Hang on; I’ve just received a text. Back in a mo.

It’s OK, no one was disturbed. I keep my phone on vibrate.

Now this is obviously a week for thinking about what I do for a living. Perhaps spending endless hours sat in a warm, airless box is concentrating the mind. I like today’s image because of the lighting. Strong, low, evening sunlight is sweeping in from left of centre, caressing and warming the palm of the woman’s hand, cupping the rays and reflecting them back onto her face. She is oblivious to this, intent on her conversation with a distant friend. Sound, light, heat, all brought together by this modern act of communication.

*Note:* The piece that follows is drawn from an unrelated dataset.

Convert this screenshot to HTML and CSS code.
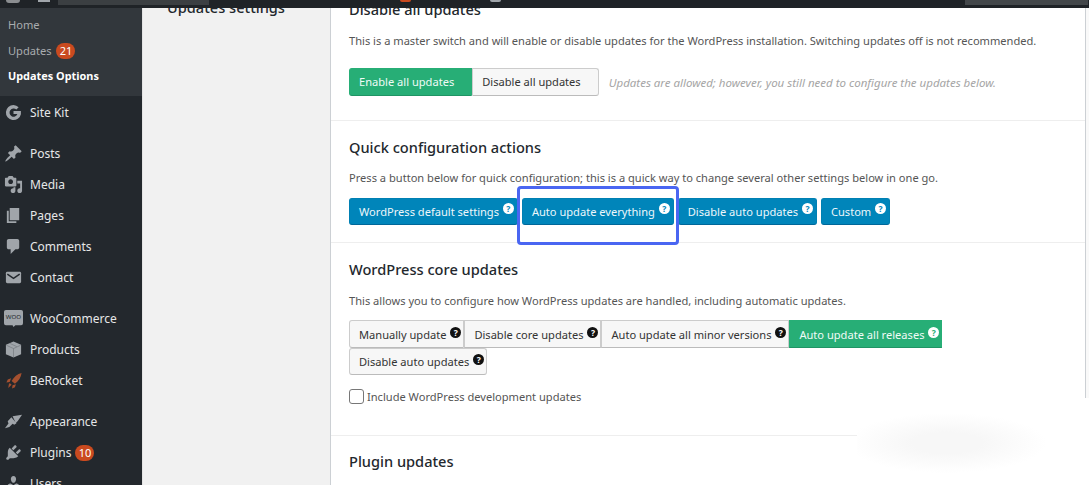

Often, when lighting a production, it is these little serendipitous tricks of the light that lift the action from the mundane to the sublime. On location near Liverpool I lit a night scene for a play in which a tall, heavily set man approached a woman lying on the ground. He was silhouetted, his face in deep shadow; she lay, weeping, in the pool of light I had provided, his shadow passing over her. As he picked the woman up, her coat inadvertently fell open. The light, streaming in over his head, reflected back off her white blouse and slowly revealed his face. Absolute perfection and totally unplanned; it was all done with a solitary lamp and the others I had ready to light him with were never switched on (I hasten to add that the production still got charged for them – mustn’t make the job too cheap).

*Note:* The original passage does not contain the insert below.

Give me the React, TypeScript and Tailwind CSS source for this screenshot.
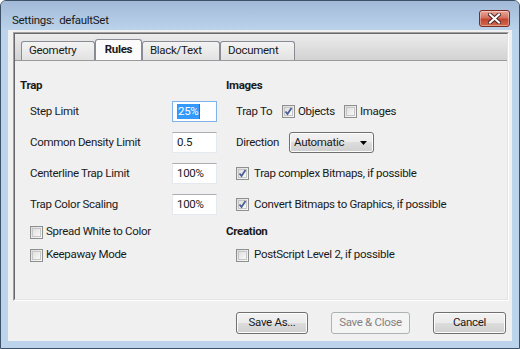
import React from "react";

const font = { fontFamily: '"Roboto", "Liberation Sans", sans-serif' };

function Check({ checked }: { checked?: boolean }) {
  return (
    <div className="w-[13px] h-[13px] border border-[#8e8f8f] bg-[linear-gradient(135deg,#dcdcdc,#fafafa)] p-[1px] shrink-0">
      <div className="w-full h-full border border-[#c6c6c6] bg-[linear-gradient(135deg,#e0e0e0,#f8f8f8)] relative">
        {checked && (
          <svg width="11" height="11" viewBox="0 0 11 11" className="absolute -left-[2px] -top-[2px]">
            <path d="M2.5 5.5 L4.5 8 L8.5 2" stroke="#4a5f97" strokeWidth="1.8" fill="none" />
          </svg>
        )}
      </div>
    </div>
  );
}

function Field({ value, focused }: { value: string; focused?: boolean }) {
  return (
    <div
      className={`w-[45px] h-[21px] bg-white border flex items-center pl-[4px] text-[#1a1a1a] ${
        focused ? "border-[#7eb4ea]" : "border-[#e3e9ef] border-t-[#abadb3]"
      }`}
    >
      {focused ? (
        <span className="bg-[#3399ff] text-white leading-[15px] px-[1px] border-r border-[#cc4400]">{value}</span>
      ) : (
        <span>{value}</span>
      )}
    </div>
  );
}

function Btn({ label, disabled, w }: { label: string; disabled?: boolean; w: string }) {
  return (
    <div
      className={`${w} h-[22px] rounded-[3px] border flex items-center justify-center ${
        disabled
          ? "border-[#adb2b5] bg-[#f4f4f4] text-[#838383]"
          : "border-[#707070] bg-[linear-gradient(#f2f2f2_0%,#ebebeb_50%,#dddddd_50%,#cfcfcf_100%)] text-[#1a1a1a] shadow-[inset_0_0_0_1px_#fcfcfc]"
      }`}
    >
      {label}
    </div>
  );
}

function Tab({ label, selected, w }: { label: string; selected?: boolean; w: string }) {
  return (
    <div
      className={`${w} border border-b-0 rounded-t-[3px] flex items-center text-[#1a1a1a] ${
        selected
          ? "h-[21px] border-[#898c95] bg-[#fbfbfb] font-bold justify-center"
          : "h-[19px] border-[#898c95] bg-[linear-gradient(#f3f3f3,#e2e2e2)] pl-[7px]"
      }`}
    >
      {label}
    </div>
  );
}

export default function App() {
  return (
    <div style={font} className="w-[520px] h-[349px] bg-white text-[11.5px] tracking-[-0.3px]">
      <div className="w-[520px] h-[349px] rounded-t-[6px] border border-[#3f5167] bg-[#bcd3ec] flex flex-col">
        {/* title bar */}
        <div className="h-[29px] flex items-start bg-[linear-gradient(#a2bad8,#bbd2eb)] rounded-t-[5px]">
          <div className="pl-[11px] pt-[12px] leading-[15px] text-[#1a1a1a] whitespace-pre">Settings:  defaultSet</div>
          <div className="ml-auto mr-[9px] mt-[9px] w-[31px] h-[17px] rounded-[3px] border border-[#7e2b21] bg-[linear-gradient(#e9a99a_0%,#d6715f_45%,#c4452f_55%,#cf6a4d_100%)] shadow-[inset_0_0_0_1px_rgba(255,255,255,0.35)] flex items-center justify-center">
            <svg width="13" height="11" viewBox="0 0 13 11">
              <path d="M2 1.5 L11 9.5 M11 1.5 L2 9.5" stroke="#4a2a2a" strokeWidth="4" strokeLinecap="square" />
              <path d="M2 1.5 L11 9.5 M11 1.5 L2 9.5" stroke="#ffffff" strokeWidth="2" strokeLinecap="square" />
            </svg>
          </div>
        </div>
        {/* body */}
        <div className="flex-1 px-[7px] pb-[7px] flex">
          <div className="flex-1 bg-[#f0f0f0] flex flex-col">
            {/* tab panel */}
            <div className="mt-[2px] ml-[5px] mr-[3px] h-[269px] border border-[#a0a0a0] border-r-white border-b-white">
              <div className="w-full h-full border border-[#696969] border-r-[#e3e3e3] border-b-[#e3e3e3] flex flex-col">
                <div className="h-[27px] bg-[linear-gradient(#ececec,#d2d2d2)] flex items-end pl-[6px] border-b border-[#9a9a9a]">
                  <Tab label="Geometry" w="w-[74px]" />
                  <Tab label="Rules" selected w="w-[47px]" />
                  <Tab label="Black/Text" w="w-[78px]" />
                  <Tab label="Document" w="w-[75px]" />
                </div>
                <div className="flex-1 flex text-[#1a1a1a] pl-[5px] pt-[17px]">
                  {/* left column */}
                  <div className="w-[206px] flex flex-col">
                    <div className="h-[16px] flex items-center font-bold">Trap</div>
                    <div className="mt-[7px] h-[21px] flex items-center pl-[10px]">
                      <span className="w-[142px]">Step Limit</span>
                      <Field value="25%" focused />
                    </div>
                    <div className="mt-[10px] h-[21px] flex items-center pl-[10px]">
                      <span className="w-[142px]">Common Density Limit</span>
                      <Field value="0.5" />
                    </div>
                    <div className="mt-[10px] h-[21px] flex items-center pl-[10px]">
                      <span className="w-[142px]">Centerline Trap Limit</span>
                      <Field value="100%" />
                    </div>
                    <div className="mt-[10px] h-[21px] flex items-center pl-[10px]">
                      <span className="w-[142px]">Trap Color Scaling</span>
                      <Field value="100%" />
                    </div>
                    <div className="mt-[9px] h-[16px] flex items-center pl-[10px] gap-[3px]">
                      <Check />
                      <span>Spread White to Color</span>
                    </div>
                    <div className="mt-[7px] h-[16px] flex items-center pl-[10px] gap-[3px]">
                      <Check />
                      <span>Keepaway Mode</span>
                    </div>
                  </div>
                  {/* right column */}
                  <div className="flex-1 flex flex-col">
                    <div className="h-[16px] flex items-center font-bold">Images</div>
                    <div className="mt-[7px] h-[21px] flex items-center pl-[10px]">
                      <span className="w-[46px]">Trap To</span>
                      <Check checked />
                      <span className="ml-[3px] w-[46px]">Objects</span>
                      <Check />
                      <span className="ml-[3px]">Images</span>
                    </div>
                    <div className="mt-[10px] h-[21px] flex items-center pl-[10px]">
                      <span className="w-[53px]">Direction</span>
                      <div className="w-[85px] h-[21px] rounded-[3px] border border-[#707070] bg-[linear-gradient(#f2f2f2_0%,#ebebeb_50%,#dddddd_50%,#cfcfcf_100%)] shadow-[inset_0_0_0_1px_#fcfcfc] flex items-center pl-[4px]">
                        <span>Automatic</span>
                        <svg width="7" height="4" viewBox="0 0 7 4" className="ml-auto mr-[6px]">
                          <path d="M0 0 H7 L3.5 4 Z" fill="#000" />
                        </svg>
                      </div>
                    </div>
                    <div className="mt-[10px] h-[21px] flex items-center pl-[10px] gap-[5px]">
                      <Check checked />
                      <span>Trap complex Bitmaps, if possible</span>
                    </div>
                    <div className="mt-[10px] h-[21px] flex items-center pl-[10px] gap-[5px]">
                      <Check checked />
                      <span>Convert Bitmaps to Graphics, if possible</span>
                    </div>
                    <div className="mt-[9px] h-[16px] flex items-center font-bold">Creation</div>
                    <div className="mt-[7px] h-[16px] flex items-center pl-[10px] gap-[5px]">
                      <Check />
                      <span>PostScript Level 2, if possible</span>
                    </div>
                  </div>
                </div>
              </div>
            </div>
            {/* buttons */}
            <div className="mt-[11px] flex pl-[228px] gap-[23px]">
              <Btn label="Save As..." w="w-[72px]" />
              <Btn label="Save & Close" disabled w="w-[79px]" />
              <Btn label="Cancel" w="w-[73px]" />
            </div>
          </div>
        </div>
      </div>
    </div>
  );
}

It was a cracking piece of lighting for which I could really take no credit. The laws of physics and greatly improved camera technology had won through. (Obviously I’m not daft. When the director complimented me on the look of the scene, it was all down to me. It was design, mate, not accident; never pass up credit). Simplicity and lighting go hand in hand; why try and control the spread, direction, position and intensity of several lights when you can do it with one. It means a lot less setting up and a lot more eating and drinking time (and flirting with the make-up ladies, if that’s your thing).